In the opaque world of Bulgaria, however, nothing is black-and-white. Some see Geshev as a legitimate and relentless fighter against ills and wrongs. In one of his acts, accusing two Russian diplomats of espionage and getting them expelled from Bulgaria, he won the accolades of the people who identify themselves as pro-Western and pro-democracy – the same people who had vociferously protested against his appointment. In a highly unusual development, both the US and the British embassies put out press releases in his support.

More recently, Geshev announced he would seek to ban a pro-Nazi organisation that celebrates a Second World War general by organising a mass torch-lit rally in Sofia. The World Jewish Congress sent a thank-you letter.
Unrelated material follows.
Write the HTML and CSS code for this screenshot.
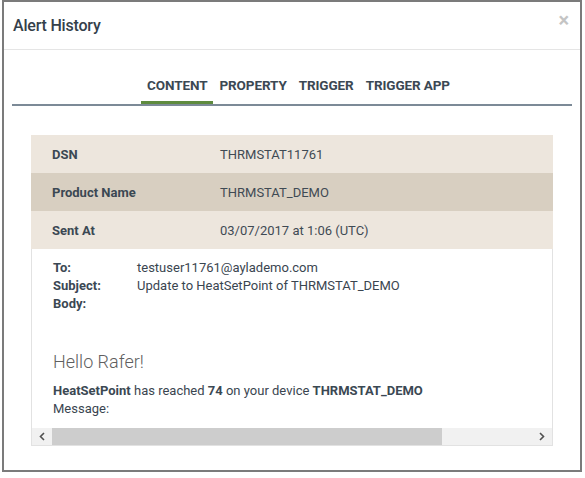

Geshev's most ambitious undertaking so far is indeed grandiose. Following his actions against President Radev and Vasil "The Skull" Bozhkov, Bulgaria's new chief prosecutor ordered all the agencies of the state, including the police, the taxmen and the various countercorruption units to investigate every single privatisation deal since 1989. Notwithstanding the fact that current Bulgarian laws have statutes of limitations, Geshev's démarche infuriated Ivan Kostov, the late 1990s-early 2000s prime minister responsible for much of this country's de-nationalisation. Kostov continues to be a banner for some people identifying themselves as pro-Western anti-Communists, jocularly known as Latter-Day Kostovists. Bulgarians, who inevitably think that most if not all of said privatisation was flawed, applaud.

Yet, these are details. The important thing is that by acting the way he does Ivan Geshev and his men send out a very clear message. We can do whatever we want regardless of anyone's money and influence. We can arrest anyone and everyone, and we can destroy anyone's business. We are out to get them regardless of the various hurdles, one of them being the law. This is a message that rams home with the overwhelming majority of Bulgarians who as a rule do not like wealthy people and who as a rule think behind every fortune there is a crime.

The West, which takes great interest in the affairs of Hungary and Poland – possibly because both Hungary and Poland have expressed criticism to Western policies and values, must not stand by in the case of Bulgaria. Boyko Borisov remains a darling as far as the West is concerned because he strictly toes the line in police cooperation – and never criticises Merkel, Macron and Johnson. Yet the situation in Bulgaria is in some ways a lot more serious than the situation in Hungary or Poland if only because both Hungary and Poland have a longer democratic tradition and a better developed civil society. The Bulgarians have infamously manifested their reluctance or inability to go ahead with meaningful reforms. The West may be preoccupied with events such as Brexit and so on, but it must not let Bulgaria slip even further into Balkan democratorship. Its reluctance to do it now is bound to backfire – sooner rather than later.